A founding member of the Surrealist group in Paris, German-born Max Ernst (1891–1976) was one of the most inventive artists of the twentieth century. His paintings, steeped in Freudian metaphors, private mythology, and childhood memories, are regarded today as icons of Surrealist art. Comprising some 180 works, this exhibition—the first retrospective to be shown in New York in thirty years—includes his most important paintings, his celebrated collages, drawings, sculptures, and illustrated books lent by private and public collections in Europe and the United States.
Ernst's famous proto-Surrealist paintings from the period of evolution from Dada into Surrealism are among the highlights featured in the exhibition. Based on the method of collage, they are built of separate elements that create strange images, combining threat, comedy, and dream. Most famous among them are the iconic paintings created between 1921 and 1923, including Celebes (1921, Tate Modern, London), in which a hulking, horned elephantine creature, part machine and part beast, stands on a vast plain against a cloudy sky, gazing at a headless female nude. In Ubu Imperator (1923, Centre Georges Pompidou, Musée National d'Art Moderne, Paris), an anthropomorphic top dances in a vast, empty landscape. Such works might be said to capture early on the Surrealist notion of estrangement.
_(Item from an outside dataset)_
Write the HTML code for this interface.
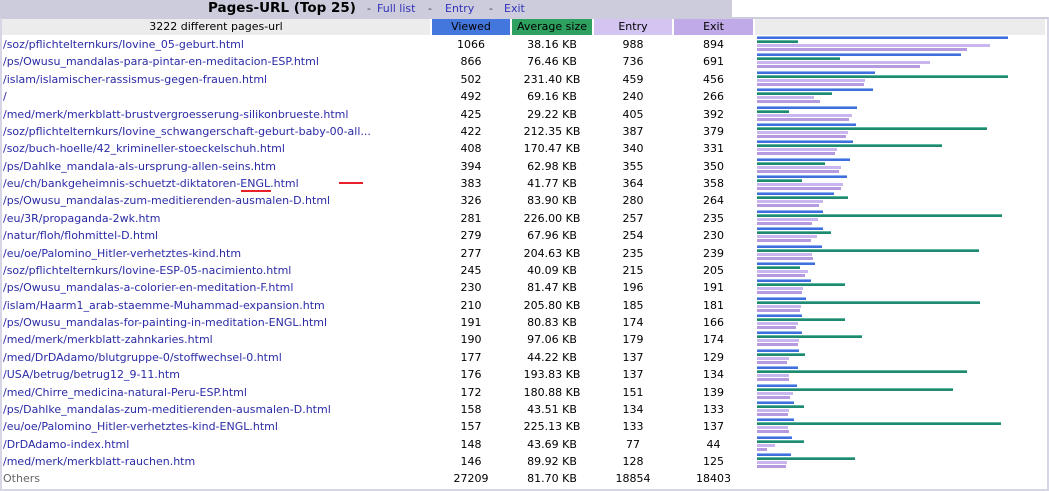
<!DOCTYPE html>
<html><head><meta charset="utf-8"><style>
body{margin:0;width:1049px;height:490px;background:#fff;position:relative;overflow:hidden;font-family:"DejaVu Sans","Liberation Sans",sans-serif;font-size:11px;color:#000}
.t{position:absolute;left:0;top:0;width:732px;height:18px;background:#ccccdd}
.t .h{position:absolute;left:208px;top:0px;font-weight:bold;font-size:13.5px;color:#000}
.t a{position:absolute;top:2px;color:#3333bb;text-decoration:none;font-size:11px}
.t s{position:absolute;top:2px;text-decoration:none;color:#444}
.fr{position:absolute;left:0;top:17px;width:1045px;height:470px;border:2px solid #d6d6e6;border-top:2px solid #ccccdd;box-sizing:content-box}
.hd{position:absolute;top:19px;height:16px;line-height:16px;text-align:center}
.r{position:absolute;left:0;width:1045px;height:17px;line-height:17px}
.r span{position:absolute;top:1px;text-align:center}
.r .u{left:3px;text-align:left;color:#2a2aa6;white-space:nowrap}
.r .v{left:432px;width:78px}.r .a{left:512px;width:80px}.r .e{left:594px;width:78px}.r .x{left:674px;width:79px}
.r i{position:absolute;left:757px;height:3px}
.r i.b{top:1px;background:#3f6fdc;border-top:1px solid #8fb0ee;height:2px}
.r i.g{top:5px;background:#1f8a70;border-top:1px solid #5cb6a0;height:2px}
.r i.n{top:9px;background:#c9b6ee;height:3px}
.r i.o{top:13px;background:#b59ae0;height:3px}
</style></head><body>
<div class="t"><span class="h">Pages-URL (Top 25)</span><s style="left:367px">-</s><a style="left:377px">Full list</a><s style="left:428px">-</s><a style="left:445px">Entry</a><s style="left:489px">-</s><a style="left:504px">Exit</a></div>
<div class="fr"></div>
<div class="hd" style="left:2px;width:428px;background:#ececec">3222 different pages-url</div>
<div class="hd" style="left:432px;width:78px;background:#4477dd">Viewed</div>
<div class="hd" style="left:512px;width:80px;background:#2ea060">Average size</div>
<div class="hd" style="left:594px;width:78px;background:#d4c4f2">Entry</div>
<div class="hd" style="left:674px;width:79px;background:#c0aae8">Exit</div>
<div class="hd" style="left:755px;width:290px;background:#ececec"></div>

<div class="r" style="top:35px"><span class="u">/soz/pflichtelternkurs/Iovine_05-geburt.html</span><span class="v">1066</span><span class="a">38.16 KB</span><span class="e">988</span><span class="x">894</span><i class="b" style="width:251px"></i><i class="g" style="width:41px"></i><i class="n" style="width:233px"></i><i class="o" style="width:210px"></i></div>
<div class="r" style="top:52.4px"><span class="u">/ps/Owusu_mandalas-para-pintar-en-meditacion-ESP.html</span><span class="v">866</span><span class="a">76.46 KB</span><span class="e">736</span><span class="x">691</span><i class="b" style="width:204px"></i><i class="g" style="width:83px"></i><i class="n" style="width:173px"></i><i class="o" style="width:163px"></i></div>
<div class="r" style="top:69.75px"><span class="u">/islam/islamischer-rassismus-gegen-frauen.html</span><span class="v">502</span><span class="a">231.40 KB</span><span class="e">459</span><span class="x">456</span><i class="b" style="width:118px"></i><i class="g" style="width:251px"></i><i class="n" style="width:108px"></i><i class="o" style="width:107px"></i></div>
<div class="r" style="top:87.1px"><span class="u">/</span><span class="v">492</span><span class="a">69.16 KB</span><span class="e">240</span><span class="x">266</span><i class="b" style="width:116px"></i><i class="g" style="width:75px"></i><i class="n" style="width:57px"></i><i class="o" style="width:63px"></i></div>
<div class="r" style="top:104.5px"><span class="u">/med/merk/merkblatt-brustvergroesserung-silikonbrueste.html</span><span class="v">425</span><span class="a">29.22 KB</span><span class="e">405</span><span class="x">392</span><i class="b" style="width:100px"></i><i class="g" style="width:32px"></i><i class="n" style="width:95px"></i><i class="o" style="width:92px"></i></div>
<div class="r" style="top:121.9px"><span class="u">/soz/pflichtelternkurs/Iovine_schwangerschaft-geburt-baby-00-all...</span><span class="v">422</span><span class="a">212.35 KB</span><span class="e">387</span><span class="x">379</span><i class="b" style="width:99px"></i><i class="g" style="width:230px"></i><i class="n" style="width:91px"></i><i class="o" style="width:89px"></i></div>
<div class="r" style="top:139.25px"><span class="u">/soz/buch-hoelle/42_krimineller-stoeckelschuh.html</span><span class="v">408</span><span class="a">170.47 KB</span><span class="e">340</span><span class="x">331</span><i class="b" style="width:96px"></i><i class="g" style="width:185px"></i><i class="n" style="width:80px"></i><i class="o" style="width:78px"></i></div>
<div class="r" style="top:156.6px"><span class="u">/ps/Dahlke_mandala-als-ursprung-allen-seins.htm</span><span class="v">394</span><span class="a">62.98 KB</span><span class="e">355</span><span class="x">350</span><i class="b" style="width:93px"></i><i class="g" style="width:68px"></i><i class="n" style="width:84px"></i><i class="o" style="width:82px"></i></div>
<div class="r" style="top:174px"><span class="u">/eu/ch/bankgeheimnis-schuetzt-diktatoren-ENGL.html</span><span class="v">383</span><span class="a">41.77 KB</span><span class="e">364</span><span class="x">358</span><i class="b" style="width:90px"></i><i class="g" style="width:45px"></i><i class="n" style="width:86px"></i><i class="o" style="width:84px"></i></div>
<div class="r" style="top:191.4px"><span class="u">/ps/Owusu_mandalas-zum-meditierenden-ausmalen-D.html</span><span class="v">326</span><span class="a">83.90 KB</span><span class="e">280</span><span class="x">264</span><i class="b" style="width:77px"></i><i class="g" style="width:91px"></i><i class="n" style="width:66px"></i><i class="o" style="width:62px"></i></div>
<div class="r" style="top:208.75px"><span class="u">/eu/3R/propaganda-2wk.htm</span><span class="v">281</span><span class="a">226.00 KB</span><span class="e">257</span><span class="x">235</span><i class="b" style="width:66px"></i><i class="g" style="width:245px"></i><i class="n" style="width:61px"></i><i class="o" style="width:55px"></i></div>
<div class="r" style="top:226.1px"><span class="u">/natur/floh/flohmittel-D.html</span><span class="v">279</span><span class="a">67.96 KB</span><span class="e">254</span><span class="x">230</span><i class="b" style="width:66px"></i><i class="g" style="width:74px"></i><i class="n" style="width:60px"></i><i class="o" style="width:54px"></i></div>
<div class="r" style="top:243.5px"><span class="u">/eu/oe/Palomino_Hitler-verhetztes-kind.htm</span><span class="v">277</span><span class="a">204.63 KB</span><span class="e">235</span><span class="x">239</span><i class="b" style="width:65px"></i><i class="g" style="width:222px"></i><i class="n" style="width:55px"></i><i class="o" style="width:56px"></i></div>
<div class="r" style="top:260.9px"><span class="u">/soz/pflichtelternkurs/Iovine-ESP-05-nacimiento.html</span><span class="v">245</span><span class="a">40.09 KB</span><span class="e">215</span><span class="x">205</span><i class="b" style="width:58px"></i><i class="g" style="width:43px"></i><i class="n" style="width:51px"></i><i class="o" style="width:48px"></i></div>
<div class="r" style="top:278.25px"><span class="u">/ps/Owusu_mandalas-a-colorier-en-meditation-F.html</span><span class="v">230</span><span class="a">81.47 KB</span><span class="e">196</span><span class="x">191</span><i class="b" style="width:54px"></i><i class="g" style="width:88px"></i><i class="n" style="width:46px"></i><i class="o" style="width:45px"></i></div>
<div class="r" style="top:295.6px"><span class="u">/islam/Haarm1_arab-staemme-Muhammad-expansion.htm</span><span class="v">210</span><span class="a">205.80 KB</span><span class="e">185</span><span class="x">181</span><i class="b" style="width:49px"></i><i class="g" style="width:223px"></i><i class="n" style="width:44px"></i><i class="o" style="width:43px"></i></div>
<div class="r" style="top:313px"><span class="u">/ps/Owusu_mandalas-for-painting-in-meditation-ENGL.html</span><span class="v">191</span><span class="a">80.83 KB</span><span class="e">174</span><span class="x">166</span><i class="b" style="width:45px"></i><i class="g" style="width:88px"></i><i class="n" style="width:41px"></i><i class="o" style="width:39px"></i></div>
<div class="r" style="top:330.4px"><span class="u">/med/merk/merkblatt-zahnkaries.html</span><span class="v">190</span><span class="a">97.06 KB</span><span class="e">179</span><span class="x">174</span><i class="b" style="width:45px"></i><i class="g" style="width:105px"></i><i class="n" style="width:42px"></i><i class="o" style="width:41px"></i></div>
<div class="r" style="top:347.75px"><span class="u">/med/DrDAdamo/blutgruppe-0/stoffwechsel-0.html</span><span class="v">177</span><span class="a">44.22 KB</span><span class="e">137</span><span class="x">129</span><i class="b" style="width:42px"></i><i class="g" style="width:48px"></i><i class="n" style="width:32px"></i><i class="o" style="width:30px"></i></div>
<div class="r" style="top:365.1px"><span class="u">/USA/betrug/betrug12_9-11.htm</span><span class="v">176</span><span class="a">193.83 KB</span><span class="e">137</span><span class="x">134</span><i class="b" style="width:41px"></i><i class="g" style="width:210px"></i><i class="n" style="width:32px"></i><i class="o" style="width:32px"></i></div>
<div class="r" style="top:382.5px"><span class="u">/med/Chirre_medicina-natural-Peru-ESP.html</span><span class="v">172</span><span class="a">180.88 KB</span><span class="e">151</span><span class="x">139</span><i class="b" style="width:40px"></i><i class="g" style="width:196px"></i><i class="n" style="width:36px"></i><i class="o" style="width:33px"></i></div>
<div class="r" style="top:399.9px"><span class="u">/ps/Dahlke_mandalas-zum-meditierenden-ausmalen-D.html</span><span class="v">158</span><span class="a">43.51 KB</span><span class="e">134</span><span class="x">133</span><i class="b" style="width:37px"></i><i class="g" style="width:47px"></i><i class="n" style="width:32px"></i><i class="o" style="width:31px"></i></div>
<div class="r" style="top:417.25px"><span class="u">/eu/oe/Palomino_Hitler-verhetztes-kind-ENGL.html</span><span class="v">157</span><span class="a">225.13 KB</span><span class="e">133</span><span class="x">137</span><i class="b" style="width:37px"></i><i class="g" style="width:244px"></i><i class="n" style="width:31px"></i><i class="o" style="width:32px"></i></div>
<div class="r" style="top:434.6px"><span class="u">/DrDAdamo-index.html</span><span class="v">148</span><span class="a">43.69 KB</span><span class="e">77</span><span class="x">44</span><i class="b" style="width:35px"></i><i class="g" style="width:47px"></i><i class="n" style="width:18px"></i><i class="o" style="width:10px"></i></div>
<div class="r" style="top:452px"><span class="u">/med/merk/merkblatt-rauchen.htm</span><span class="v">146</span><span class="a">89.92 KB</span><span class="e">128</span><span class="x">125</span><i class="b" style="width:34px"></i><i class="g" style="width:98px"></i><i class="n" style="width:30px"></i><i class="o" style="width:29px"></i></div>
<div class="r" style="top:469.4px"><span class="u" style="color:#666">Others</span><span class="v">27209</span><span class="a">81.70 KB</span><span class="e">18854</span><span class="x">18403</span></div>

<div style="position:absolute;left:339px;top:182px;width:24px;height:2px;background:#e8202a"></div>
<div style="position:absolute;left:241px;top:190px;width:30px;height:2px;background:#e8202a"></div>
</body></html>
Other works from this period deal with themes of blindness and entrapment. In Saint Cecilia (1923, Staatsgalerie, Stuttgart), the patron saint of music and the blind is encased in a structure that covers her eyes and constricts her entire body, save her arms, which are outstretched to play an invisible keyboard. In The Wavering Woman (1923, Kunstsammlung Nordrhein-Westfalen, Düsseldorf), a large creature that could be either human or an automaton is engulfed by an electrical charge. In Oedipus Rex (1922, private collection), male fingers, pierced by a mechanical device, emerge through an open square in an enclosed brick structure and balance above the heads of two trapped, birdlike creatures.
Ernst's great technical refinement is on display in A Night of Love (1927, private collection). The artist dipped strings of various strengths in water and then dropped them onto the canvas. From the remaining traces of these strings, he created the image of a couple wrapped in a starry night sky.
Particularly significant are the artist's collage novels, narratives made up of disparate images culled from nineteenth-century engravings and combined in unsettling compositions. Among the novels included in the exhibition are La Femme 100 têtes (1929, The Spencer Collection, The New York Public Library), Rêve d'une petite fille qui voulut entrer au Carmel (1930, Collection Timothy Baum, New York), and Une semaine de bonté (1934, The Spencer Collection, The New York Public Library).
The artist's subsequent works incorporate the techniques—popularized by the Surrealists and used most memorably by Ernst—of frottage (making a rubbing from a textured surface), grattage (frottage applied to painting), and decalcomania (manipulation of a still wet painting by pressing a second surface against it and then pulling it away). In the paintings, Ernst explores the themes of the forest and the distant city, which poignantly foreshadow the political storm clouds gathering over Europe. For example, in The Fireside Angel (1937, private collection), Ernst reacts directly to the menacing rise of Fascism.
Foreboding and memory characterize many of the remarkable paintings created by the artist during his time in the United States from 1941 to 1953. The large-scale Vox Angelica (1943, private collection) can be interpreted today as a manifesto on European art in exile, with its evocation of the life that had to be left behind when artists fled the advance of the war.